## Begin Source excerpt

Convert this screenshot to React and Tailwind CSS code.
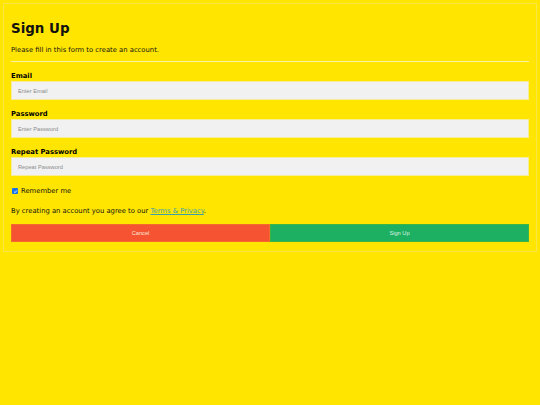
import React from 'react';

const Field = ({ label, type, placeholder }) => (
  <>
    <label className="block text-[6.8px] leading-[8px] font-bold text-black">{label}</label>
    <input
      type={type}
      placeholder={placeholder}
      className="block w-full h-[19px] mt-[1px] mb-[10px] px-[6px] bg-[#f1f1f1] border border-[#f6ec9a] text-[5.7px] outline-none placeholder:text-[#8c8c8c] [font-family:'Liberation_Sans',Arial,sans-serif]"
    />
  </>
);

export default function App() {
  return (
    <div className="min-h-[405px] bg-[#ffe500] p-[3px] [font-family:'DejaVu_Sans',Verdana,sans-serif] text-[#111]">
      <form className="border border-[#f7e645] px-[7px] pt-[8px] pb-[9px]">
        <h1 className="mt-[9px] mb-[9px] text-[13.4px] leading-[16px] font-bold">Sign Up</h1>
        <p className="text-[6.8px] leading-[8px]">Please fill in this form to create an account.</p>
        <hr className="mt-[7px] mb-[10px] border-0 h-[1px] bg-[#fff3a6]" />

        <Field label="Email" type="text" placeholder="Enter Email" />
        <Field label="Password" type="password" placeholder="Enter Password" />
        <Field label="Repeat Password" type="password" placeholder="Repeat Password" />

        <label className="flex items-center gap-[3px] pt-[1px] text-[6.8px] leading-[8px] pl-[1px]">
          <span className="flex items-center justify-center w-[6px] h-[6px] rounded-[1px] bg-[#1a73e8]">
            <svg viewBox="0 0 10 10" className="w-[5px] h-[5px]">
              <path d="M2 5.2 L4.2 7.3 L8 2.8" fill="none" stroke="white" strokeWidth="1.6" />
            </svg>
          </span>
          Remember me
        </label>

        <p className="mt-[12px] text-[6.8px] leading-[8px]">
          By creating an account you agree to our{' '}
          <a href="#" className="text-[#3d9fa6] underline">Terms &amp; Privacy</a>.
        </p>

        <div className="flex mt-[9px]">
          <button type="button" className="flex-1 h-[18px] bg-[#f55331] border border-[#f46a2c] text-[5.7px] text-[#fde5dc] [font-family:'Liberation_Sans',Arial,sans-serif]">
            Cancel
          </button>
          <button type="submit" className="flex-1 h-[18px] bg-[#1db062] border border-[#3cb545] text-[5.7px] text-[#d9f0e0] [font-family:'Liberation_Sans',Arial,sans-serif]">
            Sign Up
          </button>
        </div>
      </form>
    </div>
  );
}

## End Source excerpt

## Exercise
Reproduce the material above in full, exactly, with no images.

## Final result
Convert this screenshot to React and Tailwind CSS code.
import React from 'react';

const Field = ({ label, type, placeholder }) => (
  <>
    <label className="block text-[6.8px] leading-[8px] font-bold text-black">{label}</label>
    <input
      type={type}
      placeholder={placeholder}
      className="block w-full h-[19px] mt-[1px] mb-[10px] px-[6px] bg-[#f1f1f1] border border-[#f6ec9a] text-[5.7px] outline-none placeholder:text-[#8c8c8c] [font-family:'Liberation_Sans',Arial,sans-serif]"
    />
  </>
);

export default function App() {
  return (
    <div className="min-h-[405px] bg-[#ffe500] p-[3px] [font-family:'DejaVu_Sans',Verdana,sans-serif] text-[#111]">
      <form className="border border-[#f7e645] px-[7px] pt-[8px] pb-[9px]">
        <h1 className="mt-[9px] mb-[9px] text-[13.4px] leading-[16px] font-bold">Sign Up</h1>
        <p className="text-[6.8px] leading-[8px]">Please fill in this form to create an account.</p>
        <hr className="mt-[7px] mb-[10px] border-0 h-[1px] bg-[#fff3a6]" />

        <Field label="Email" type="text" placeholder="Enter Email" />
        <Field label="Password" type="password" placeholder="Enter Password" />
        <Field label="Repeat Password" type="password" placeholder="Repeat Password" />

        <label className="flex items-center gap-[3px] pt-[1px] text-[6.8px] leading-[8px] pl-[1px]">
          <span className="flex items-center justify-center w-[6px] h-[6px] rounded-[1px] bg-[#1a73e8]">
            <svg viewBox="0 0 10 10" className="w-[5px] h-[5px]">
              <path d="M2 5.2 L4.2 7.3 L8 2.8" fill="none" stroke="white" strokeWidth="1.6" />
            </svg>
          </span>
          Remember me
        </label>

        <p className="mt-[12px] text-[6.8px] leading-[8px]">
          By creating an account you agree to our{' '}
          <a href="#" className="text-[#3d9fa6] underline">Terms &amp; Privacy</a>.
        </p>

        <div className="flex mt-[9px]">
          <button type="button" className="flex-1 h-[18px] bg-[#f55331] border border-[#f46a2c] text-[5.7px] text-[#fde5dc] [font-family:'Liberation_Sans',Arial,sans-serif]">
            Cancel
          </button>
          <button type="submit" className="flex-1 h-[18px] bg-[#1db062] border border-[#3cb545] text-[5.7px] text-[#d9f0e0] [font-family:'Liberation_Sans',Arial,sans-serif]">
            Sign Up
          </button>
        </div>
      </form>
    </div>
  );
}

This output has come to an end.